Black Argentina—Making Their Presence Known!

The makers of the film Afro-Argentino (Black Argentina) seeks
to rebut the myth that there are no blacks in Argentina

Argentine President Carlos Menem was asked during his visit to the United States if there were persons of African descent in his country. Menem was quoted as saying, there are no blacks in Argentina; Brazil has that problem. Now, for the first time in a century and a half, Argentine descendants of African slaves are organizing and going public to assert their identity. In the documentary Afroargentinos (Black Argentina). The film producers seek to rebut Menem’s racism and ignorance using extensive interviews, photographs, and video footage to show the history and ongoing African presence in Argentina, including the following:
  • African origins and history of Argentine tango and candombe music
  • Twentieth-century West African immigration to Buenos Aires
  • History of black slavery in Argentina
  • Black involvement in the Argentine military since the 19 century
  • Offensive media representations of blacks in Argentina
  • Continued social marginalization and political invisibility of Argentina’s diverse black population, especially women.  
 
Guitarist and Tango composer Enrique Maciel

The film presents interviews with black Argentine descendants of slaves as well as black immigrants from Uruguay and West African countries to illustrate both the unity and diversity of the black community. You will even see black features of those who claim European ancestry. You will also see discussions of the current hardships endured by black women in Argentina, particularly in fighting against the stereotype of sexual availability. 

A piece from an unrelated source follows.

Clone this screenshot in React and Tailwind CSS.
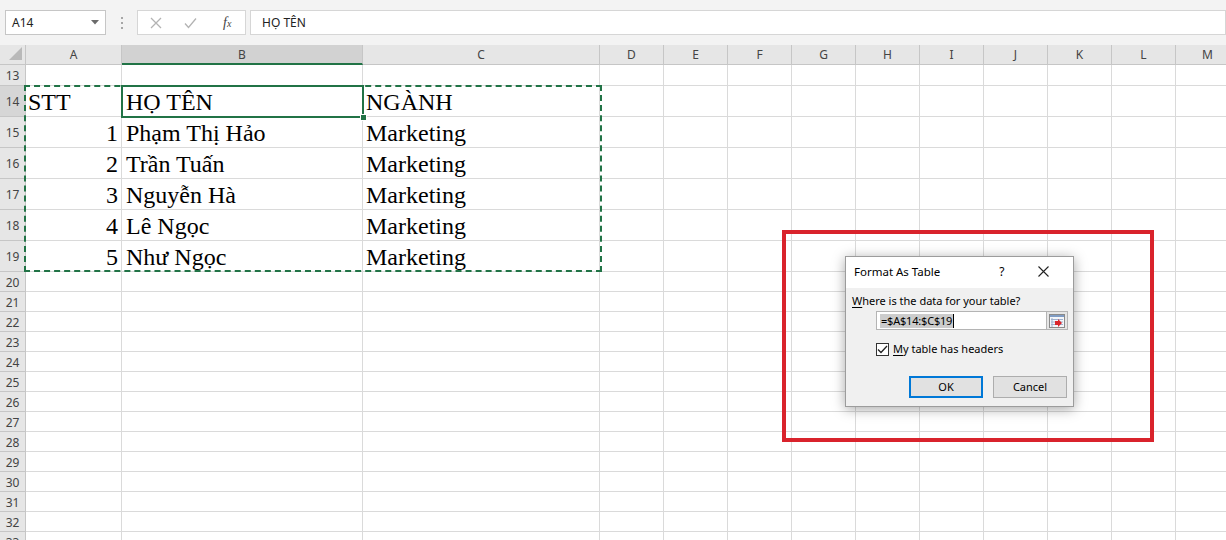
import React from 'react';

const COLS = [
  { k: 'A', w: 'w-[96px]' },
  { k: 'B', w: 'w-[241px]' },
  { k: 'C', w: 'w-[237px]' },
  { k: 'D', w: 'w-[64px]' },
  { k: 'E', w: 'w-[64px]' },
  { k: 'F', w: 'w-[64px]' },
  { k: 'G', w: 'w-[64px]' },
  { k: 'H', w: 'w-[64px]' },
  { k: 'I', w: 'w-[64px]' },
  { k: 'J', w: 'w-[64px]' },
  { k: 'K', w: 'w-[64px]' },
  { k: 'L', w: 'w-[64px]' },
  { k: 'M', w: 'w-[64px]' },
];

const DATA = {
  14: ['STT', 'HỌ TÊN', 'NGÀNH'],
  15: ['1', 'Phạm Thị Hảo', 'Marketing'],
  16: ['2', 'Trần Tuấn', 'Marketing'],
  17: ['3', 'Nguyễn Hà', 'Marketing'],
  18: ['4', 'Lê Ngọc', 'Marketing'],
  19: ['5', 'Như Ngọc', 'Marketing'],
};

const ROWS = [];
for (let r = 13; r <= 33; r++) ROWS.push(r);

function rowHeight(r) {
  if (r === 13) return 'h-[21px]';
  if (r >= 14 && r <= 19) return 'h-[31px]';
  return 'h-[20px]';
}

function Toolbar() {
  return (
    <div className="h-[45px] shrink-0 bg-[#f3f3f3] flex items-start pt-[10px] font-['Noto_Sans',sans-serif] text-[12px] text-[#222]">
      <div className="ml-[5px] w-[101px] h-[25px] bg-white border border-[#c6c6c6] flex items-center justify-between pl-[6px] pr-[6px]">
        <span>A14</span>
        <svg width="8" height="5" viewBox="0 0 8 5"><path d="M0 0 L8 0 L4 4.5 Z" fill="#6b6b6b" /></svg>
      </div>
      <div className="w-[31px] h-[25px] flex flex-col items-center justify-center gap-[3px]">
        <div className="w-[2px] h-[2px] bg-[#a6a6a6]" />
        <div className="w-[2px] h-[2px] bg-[#a6a6a6]" />
        <div className="w-[2px] h-[2px] bg-[#a6a6a6]" />
      </div>
      <div className="w-[109px] h-[25px] bg-white border border-[#d6d6d6] flex items-center pl-[12px]">
        <svg width="12" height="12" viewBox="0 0 12 12"><path d="M1 1 L11 11 M11 1 L1 11" stroke="#b3b3b3" strokeWidth="1.3" fill="none" /></svg>
        <svg className="ml-[22px]" width="13" height="12" viewBox="0 0 13 12"><path d="M1 6.5 L4.5 10.5 L12 1.5" stroke="#b3b3b3" strokeWidth="1.3" fill="none" /></svg>
        <span className="ml-[26px] font-['Liberation_Serif',serif] italic text-[14px] text-[#444] leading-none">f<span className="text-[10px]">x</span></span>
      </div>
      <div className="ml-[4px] flex-1 h-[25px] bg-white border border-[#d6d6d6] flex items-center pl-[11px]">
        <span>HỌ TÊN</span>
      </div>
    </div>
  );
}

function HeaderRow() {
  return (
    <div className="flex shrink-0 h-[20px] font-['Noto_Sans',sans-serif] text-[12px] text-[#444]">
      <div className="w-[26px] shrink-0 bg-[#e6e6e6] border-r border-b border-[#c6c6c6] flex items-end justify-end pr-[3px] pb-[4px]">
        <svg width="13" height="13" viewBox="0 0 13 13"><path d="M13 0 L13 13 L0 13 Z" fill="#b9b9b9" /></svg>
      </div>
      {COLS.map((c) =>
        c.k === 'B' ? (
          <div key={c.k} className={`${c.w} shrink-0 bg-[#d2d2d2] border-r border-[#c6c6c6] border-b-2 border-b-[#217346] flex items-center justify-center pt-[1px]`}>{c.k}</div>
        ) : (
          <div key={c.k} className={`${c.w} shrink-0 bg-[#e6e6e6] border-r border-b border-[#c6c6c6] flex items-center justify-center pt-[1px]`}>{c.k}</div>
        )
      )}
    </div>
  );
}

function Row({ r }) {
  const d = DATA[r];
  const labelCls = r === 14 ? 'bg-[#d6d6d6] text-[#444]' : 'bg-[#e6e6e6] text-[#444]';
  return (
    <div className={`flex shrink-0 ${rowHeight(r)}`}>
      <div className={`w-[26px] shrink-0 border-r border-b border-[#c6c6c6] flex items-center justify-center pt-[2px] font-['Noto_Sans',sans-serif] text-[12px] ${labelCls}`}>{r}</div>
      {COLS.map((c, i) => {
        let content = null;
        let align = 'justify-start';
        let pad = 'px-[3px]';
        if (d && i < 3) {
          content = d[i];
          if (i === 0) {
            if (r === 14) pad = 'pl-[2px]';
            else align = 'justify-end';
          }
          if (i === 1) pad = 'pl-[4px]';
        }
        return (
          <div
            key={c.k}
            className={`${c.w} shrink-0 border-r border-b border-[#dadada] bg-white flex items-end ${align} ${pad} pb-[2px] font-['Liberation_Serif',serif] text-[24px] leading-none text-black whitespace-nowrap`}
          >
            {content}
          </div>
        );
      })}
    </div>
  );
}

function RangeIcon() {
  return (
    <svg width="16" height="14" viewBox="0 0 16 14">
      <rect x="0.5" y="0.5" width="15" height="13" fill="#f4f6fa" stroke="#8a8a8a" />
      <rect x="1" y="1" width="14" height="2" fill="#7f9cc4" />
      <path d="M2 5.5 H14 M2 8 H14 M2 10.5 H14" stroke="#9fb2cf" strokeWidth="1" />
      <path d="M3 4 L3 13" stroke="#9fb2cf" strokeWidth="1" />
      <path d="M6 7 L9 7 L9 5 L13 9 L9 13 L9 11 L6 11 Z" fill="#d9262c" />
    </svg>
  );
}

function Dialog() {
  return (
    <div className="absolute left-[845px] top-[256px] w-[229px] h-[151px] border border-[#9c9c9c] bg-[#f0f0f0] shadow-[0_2px_12px_rgba(0,0,0,0.35)] flex flex-col font-['Noto_Sans',sans-serif] text-[11px] text-black">
      <div className="h-[31px] shrink-0 bg-white flex items-center pl-[8px] pb-[2px]">
        <span className="text-[11.5px]">Format As Table</span>
        <span className="ml-[59px] text-[12px]">?</span>
        <svg className="ml-[33px]" width="11" height="11" viewBox="0 0 11 11"><path d="M0.5 0.5 L10.5 10.5 M10.5 0.5 L0.5 10.5" stroke="#222" strokeWidth="1.1" fill="none" /></svg>
      </div>
      <div className="flex-1 flex flex-col pl-[6px] pr-[6px] pt-[5px]">
        <div className="h-[16px] leading-[16px]"><span className="underline underline-offset-2">W</span>here is the data for your table?</div>
        <div className="mt-[2px] ml-[24px] flex h-[19px] w-[192px] border border-[#b4b4b4] bg-white">
          <div className="flex-1 flex items-center pl-[3px]">
            <span className="bg-[#cccccc] leading-[14px] px-[1px] tracking-[-0.2px]">=$A$14:$C$19</span>
            <div className="w-[1px] h-[14px] bg-black" />
          </div>
          <div className="w-[21px] shrink-0 bg-[#e6e6e6] border-l border-[#b4b4b4] flex items-center justify-center">
            <RangeIcon />
          </div>
        </div>
        <div className="mt-[12px] ml-[24px] flex items-center h-[14px]">
          <div className="w-[13px] h-[13px] border border-[#333] bg-white flex items-center justify-center">
            <svg width="11" height="9" viewBox="0 0 11 9"><path d="M1 4.5 L4 7.5 L10 1" stroke="#222" strokeWidth="1.3" fill="none" /></svg>
          </div>
          <span className="ml-[4px]"><span className="underline underline-offset-2">M</span>y table has headers</span>
        </div>
        <div className="mt-[20px] flex justify-end gap-[10px]">
          <div className="w-[74px] h-[22px] border-2 border-[#0078d7] bg-[#e1e1e1] flex items-center justify-center">OK</div>
          <div className="w-[74px] h-[22px] border border-[#adadad] bg-[#e1e1e1] flex items-center justify-center">Cancel</div>
        </div>
      </div>
    </div>
  );
}

export default function App() {
  return (
    <div className="relative w-[1226px] h-[540px] overflow-hidden bg-white flex flex-col">
      <Toolbar />
      <HeaderRow />
      {ROWS.map((r) => (
        <Row key={r} r={r} />
      ))}
      <div className="absolute left-[24px] top-[85px] w-[578px] h-[187px] border-2 border-dashed border-[#217346] pointer-events-none" />
      <div className="absolute left-[121px] top-[85px] w-[243px] h-[33px] border-2 border-[#217346] pointer-events-none" />
      <div className="absolute left-[360px] top-[114px] w-[7px] h-[7px] bg-[#217346] border border-white" />
      <div className="absolute left-[782px] top-[230px] w-[372px] h-[212px] border-4 border-[#d9232c]" />
      <Dialog />
    </div>
  );
}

With Argentina being considered the whitest country in South America, there was once a much larger black presence in Argentina, and  that presence has faded over time. “We've been exiled from the collective memory of Argentina,” said Juan Suaque, president of the Association Misibamba, the leading Afro-Argentine cultural organization, and a seventh-generation descendant of Argentine slaves. Suaque adds, “It’s as if you pass someone in the street and you have to explain your whole life, and what and who you are.”

 
Afro-Argentine Revolutionary War Soldier Antonio Ruiz

In the early 1800s, black slaves were 30% of the population of Buenos Aires, and an absolute majority in some other provinces. The first president of Argentina had African ancestry, and so did the composer of the first tango. Now, for the first time in a century and a half, Argentine descendants of African slaves are organizing and going public to assert their identity.